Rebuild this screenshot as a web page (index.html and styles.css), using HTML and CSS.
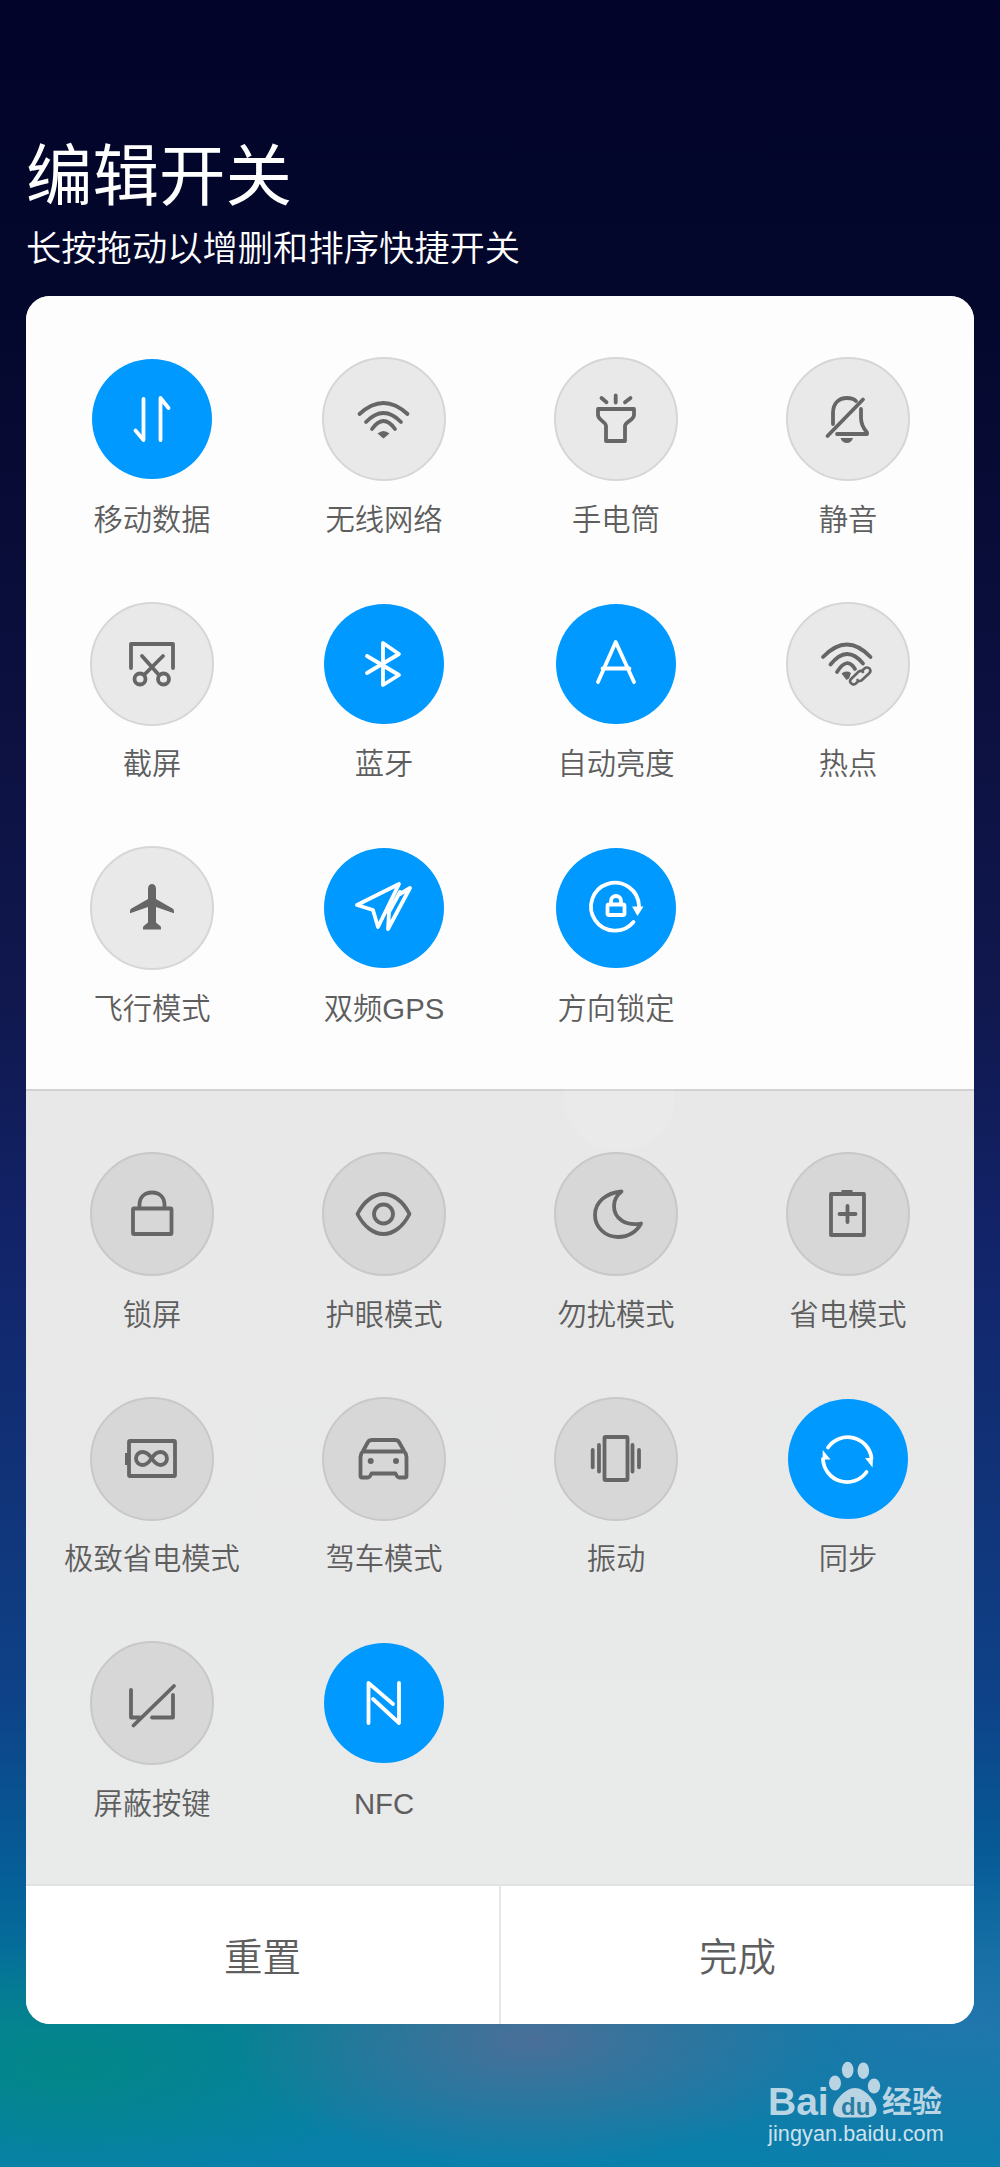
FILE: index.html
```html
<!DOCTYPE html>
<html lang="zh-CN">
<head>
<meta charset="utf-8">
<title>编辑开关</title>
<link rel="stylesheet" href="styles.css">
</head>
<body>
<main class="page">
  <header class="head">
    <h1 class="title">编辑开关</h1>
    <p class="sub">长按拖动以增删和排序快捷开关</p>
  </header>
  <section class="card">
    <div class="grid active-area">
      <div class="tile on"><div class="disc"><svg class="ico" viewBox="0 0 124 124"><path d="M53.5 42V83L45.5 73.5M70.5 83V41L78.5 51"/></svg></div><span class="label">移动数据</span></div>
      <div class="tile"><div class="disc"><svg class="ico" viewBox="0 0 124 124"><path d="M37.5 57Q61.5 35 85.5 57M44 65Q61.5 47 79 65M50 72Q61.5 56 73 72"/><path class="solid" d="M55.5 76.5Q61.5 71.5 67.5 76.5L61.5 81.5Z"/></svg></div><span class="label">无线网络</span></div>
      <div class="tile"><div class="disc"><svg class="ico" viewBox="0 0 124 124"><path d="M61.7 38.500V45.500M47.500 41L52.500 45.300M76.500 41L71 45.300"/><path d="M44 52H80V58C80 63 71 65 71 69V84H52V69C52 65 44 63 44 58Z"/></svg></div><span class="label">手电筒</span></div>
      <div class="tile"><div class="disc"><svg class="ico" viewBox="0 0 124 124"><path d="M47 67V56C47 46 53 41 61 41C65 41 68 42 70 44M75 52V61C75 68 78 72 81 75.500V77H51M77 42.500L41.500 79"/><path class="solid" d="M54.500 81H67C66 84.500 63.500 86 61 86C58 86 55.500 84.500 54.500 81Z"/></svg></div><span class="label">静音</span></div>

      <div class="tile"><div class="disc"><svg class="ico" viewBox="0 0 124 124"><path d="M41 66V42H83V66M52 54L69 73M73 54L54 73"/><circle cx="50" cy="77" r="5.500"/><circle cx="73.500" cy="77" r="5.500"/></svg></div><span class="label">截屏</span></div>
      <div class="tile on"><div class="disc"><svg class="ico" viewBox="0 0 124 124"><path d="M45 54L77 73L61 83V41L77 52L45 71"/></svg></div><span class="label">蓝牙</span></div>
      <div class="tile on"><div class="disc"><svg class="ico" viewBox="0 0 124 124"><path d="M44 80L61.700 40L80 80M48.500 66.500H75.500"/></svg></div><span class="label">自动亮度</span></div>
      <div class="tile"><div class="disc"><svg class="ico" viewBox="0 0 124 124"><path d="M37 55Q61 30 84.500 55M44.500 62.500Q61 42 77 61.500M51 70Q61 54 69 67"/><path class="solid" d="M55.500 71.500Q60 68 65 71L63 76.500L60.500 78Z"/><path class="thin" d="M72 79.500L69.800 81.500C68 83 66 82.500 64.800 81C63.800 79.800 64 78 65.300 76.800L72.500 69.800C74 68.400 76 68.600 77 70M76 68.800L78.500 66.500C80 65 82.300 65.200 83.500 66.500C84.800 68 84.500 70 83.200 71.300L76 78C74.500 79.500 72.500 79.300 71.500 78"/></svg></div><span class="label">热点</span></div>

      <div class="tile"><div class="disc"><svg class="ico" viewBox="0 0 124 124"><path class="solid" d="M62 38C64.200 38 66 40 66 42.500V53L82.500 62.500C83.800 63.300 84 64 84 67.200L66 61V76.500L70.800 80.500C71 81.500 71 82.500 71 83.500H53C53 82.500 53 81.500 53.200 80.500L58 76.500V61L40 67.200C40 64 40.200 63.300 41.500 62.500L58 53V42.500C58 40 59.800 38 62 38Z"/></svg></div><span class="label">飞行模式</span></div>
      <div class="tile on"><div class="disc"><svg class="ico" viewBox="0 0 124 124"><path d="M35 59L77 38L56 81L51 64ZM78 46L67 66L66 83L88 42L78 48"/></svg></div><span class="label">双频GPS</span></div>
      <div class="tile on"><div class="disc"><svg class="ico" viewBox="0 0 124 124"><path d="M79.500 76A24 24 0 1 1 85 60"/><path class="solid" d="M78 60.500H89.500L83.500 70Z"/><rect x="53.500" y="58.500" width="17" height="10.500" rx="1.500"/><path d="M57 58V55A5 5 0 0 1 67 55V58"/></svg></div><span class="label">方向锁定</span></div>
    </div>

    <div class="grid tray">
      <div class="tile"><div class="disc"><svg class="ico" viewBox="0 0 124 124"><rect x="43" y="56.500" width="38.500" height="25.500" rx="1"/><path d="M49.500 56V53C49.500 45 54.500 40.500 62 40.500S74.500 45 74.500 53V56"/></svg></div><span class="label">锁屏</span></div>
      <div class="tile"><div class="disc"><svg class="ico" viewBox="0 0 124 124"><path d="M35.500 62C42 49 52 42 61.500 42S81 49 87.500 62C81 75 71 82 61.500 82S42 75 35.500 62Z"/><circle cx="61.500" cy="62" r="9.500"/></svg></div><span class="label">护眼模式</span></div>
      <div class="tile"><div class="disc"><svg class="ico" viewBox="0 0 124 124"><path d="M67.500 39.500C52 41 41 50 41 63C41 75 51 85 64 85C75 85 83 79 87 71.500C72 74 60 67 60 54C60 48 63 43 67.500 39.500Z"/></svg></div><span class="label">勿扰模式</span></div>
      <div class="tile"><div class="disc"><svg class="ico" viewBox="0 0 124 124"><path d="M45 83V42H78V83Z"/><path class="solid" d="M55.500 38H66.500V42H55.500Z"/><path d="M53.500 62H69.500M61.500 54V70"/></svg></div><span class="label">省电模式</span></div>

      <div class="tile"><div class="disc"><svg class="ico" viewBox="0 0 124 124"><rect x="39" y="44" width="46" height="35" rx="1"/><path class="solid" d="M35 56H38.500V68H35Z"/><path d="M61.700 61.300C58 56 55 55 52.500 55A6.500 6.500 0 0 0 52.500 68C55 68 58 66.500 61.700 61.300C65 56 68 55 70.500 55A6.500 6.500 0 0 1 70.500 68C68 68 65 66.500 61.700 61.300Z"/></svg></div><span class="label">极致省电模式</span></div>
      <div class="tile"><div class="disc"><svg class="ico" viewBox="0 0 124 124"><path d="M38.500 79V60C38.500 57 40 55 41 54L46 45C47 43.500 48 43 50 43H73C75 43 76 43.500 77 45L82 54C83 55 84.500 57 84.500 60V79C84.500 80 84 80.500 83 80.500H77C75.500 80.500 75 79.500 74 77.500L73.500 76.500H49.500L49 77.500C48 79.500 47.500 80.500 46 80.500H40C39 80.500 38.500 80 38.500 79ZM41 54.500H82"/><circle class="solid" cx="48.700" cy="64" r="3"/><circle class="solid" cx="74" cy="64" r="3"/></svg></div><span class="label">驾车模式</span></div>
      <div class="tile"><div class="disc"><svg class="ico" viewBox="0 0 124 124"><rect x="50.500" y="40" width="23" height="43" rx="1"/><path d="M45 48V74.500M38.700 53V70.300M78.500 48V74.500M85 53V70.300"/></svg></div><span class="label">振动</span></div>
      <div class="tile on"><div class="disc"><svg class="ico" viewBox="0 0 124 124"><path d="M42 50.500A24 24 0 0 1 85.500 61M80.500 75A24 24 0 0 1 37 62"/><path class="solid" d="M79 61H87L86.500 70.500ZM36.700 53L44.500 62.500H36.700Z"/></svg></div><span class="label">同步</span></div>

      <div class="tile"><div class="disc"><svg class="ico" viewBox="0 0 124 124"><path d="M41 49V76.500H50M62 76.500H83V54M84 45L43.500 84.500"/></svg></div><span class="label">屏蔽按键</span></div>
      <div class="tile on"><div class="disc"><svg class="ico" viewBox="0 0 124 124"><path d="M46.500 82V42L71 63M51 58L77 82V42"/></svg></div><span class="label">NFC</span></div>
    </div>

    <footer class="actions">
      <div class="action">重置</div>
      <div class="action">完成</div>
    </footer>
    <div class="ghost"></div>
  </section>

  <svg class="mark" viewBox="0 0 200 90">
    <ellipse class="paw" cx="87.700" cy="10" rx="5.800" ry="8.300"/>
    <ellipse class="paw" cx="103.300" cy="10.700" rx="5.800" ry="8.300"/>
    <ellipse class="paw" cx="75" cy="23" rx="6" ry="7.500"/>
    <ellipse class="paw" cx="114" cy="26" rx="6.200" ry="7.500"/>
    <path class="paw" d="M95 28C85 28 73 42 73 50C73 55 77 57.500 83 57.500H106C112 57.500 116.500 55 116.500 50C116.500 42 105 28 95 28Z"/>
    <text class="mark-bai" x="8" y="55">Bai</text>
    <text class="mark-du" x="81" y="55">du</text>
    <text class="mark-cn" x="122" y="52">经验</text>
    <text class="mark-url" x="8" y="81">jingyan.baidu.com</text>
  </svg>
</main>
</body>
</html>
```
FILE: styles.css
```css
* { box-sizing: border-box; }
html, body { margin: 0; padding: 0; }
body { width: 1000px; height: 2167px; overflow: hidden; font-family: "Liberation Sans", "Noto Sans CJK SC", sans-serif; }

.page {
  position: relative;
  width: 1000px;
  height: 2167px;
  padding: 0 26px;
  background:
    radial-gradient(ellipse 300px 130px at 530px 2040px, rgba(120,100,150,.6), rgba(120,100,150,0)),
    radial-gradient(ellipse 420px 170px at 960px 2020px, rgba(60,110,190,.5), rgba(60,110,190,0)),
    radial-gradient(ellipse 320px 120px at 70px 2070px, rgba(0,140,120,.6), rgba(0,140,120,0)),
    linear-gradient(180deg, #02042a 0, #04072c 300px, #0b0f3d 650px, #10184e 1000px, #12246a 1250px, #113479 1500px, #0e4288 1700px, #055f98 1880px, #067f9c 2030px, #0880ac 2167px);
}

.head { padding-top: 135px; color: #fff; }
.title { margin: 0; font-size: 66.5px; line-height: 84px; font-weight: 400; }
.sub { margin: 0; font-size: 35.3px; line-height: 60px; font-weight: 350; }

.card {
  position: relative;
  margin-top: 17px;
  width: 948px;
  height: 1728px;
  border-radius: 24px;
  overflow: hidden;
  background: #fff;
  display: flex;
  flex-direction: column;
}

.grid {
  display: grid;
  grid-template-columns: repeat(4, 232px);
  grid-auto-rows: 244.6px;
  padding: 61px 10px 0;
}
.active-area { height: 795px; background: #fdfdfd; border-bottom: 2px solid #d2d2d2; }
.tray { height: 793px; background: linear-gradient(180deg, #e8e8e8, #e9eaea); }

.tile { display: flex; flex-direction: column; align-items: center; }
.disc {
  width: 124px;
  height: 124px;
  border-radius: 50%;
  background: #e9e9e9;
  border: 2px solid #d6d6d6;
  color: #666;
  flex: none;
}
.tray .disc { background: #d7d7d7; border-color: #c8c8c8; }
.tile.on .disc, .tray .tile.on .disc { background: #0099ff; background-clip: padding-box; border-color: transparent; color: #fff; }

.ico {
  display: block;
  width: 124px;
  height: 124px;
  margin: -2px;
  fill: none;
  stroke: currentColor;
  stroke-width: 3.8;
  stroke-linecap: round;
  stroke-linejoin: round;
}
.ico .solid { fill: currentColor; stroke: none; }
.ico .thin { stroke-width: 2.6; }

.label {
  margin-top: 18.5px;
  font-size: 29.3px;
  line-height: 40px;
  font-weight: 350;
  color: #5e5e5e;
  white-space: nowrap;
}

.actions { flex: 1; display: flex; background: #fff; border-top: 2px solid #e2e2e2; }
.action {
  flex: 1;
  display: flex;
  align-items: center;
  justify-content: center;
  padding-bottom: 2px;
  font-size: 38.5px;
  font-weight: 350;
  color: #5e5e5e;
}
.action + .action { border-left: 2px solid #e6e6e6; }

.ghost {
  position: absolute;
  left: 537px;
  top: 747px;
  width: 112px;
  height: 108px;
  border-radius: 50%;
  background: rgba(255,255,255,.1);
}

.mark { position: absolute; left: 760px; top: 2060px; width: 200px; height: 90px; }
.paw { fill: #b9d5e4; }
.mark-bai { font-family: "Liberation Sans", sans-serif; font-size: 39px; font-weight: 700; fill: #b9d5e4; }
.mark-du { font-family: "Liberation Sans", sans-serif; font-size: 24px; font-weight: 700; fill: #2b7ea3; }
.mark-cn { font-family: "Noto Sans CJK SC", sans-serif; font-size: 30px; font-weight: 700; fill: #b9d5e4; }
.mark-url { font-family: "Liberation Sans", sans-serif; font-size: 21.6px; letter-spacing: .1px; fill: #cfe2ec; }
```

_ _ _ _ _

### EXERCISE DETAILS
Determine how many lines of this listing contain "styles", and give only the number.

### TASK ANSWER
3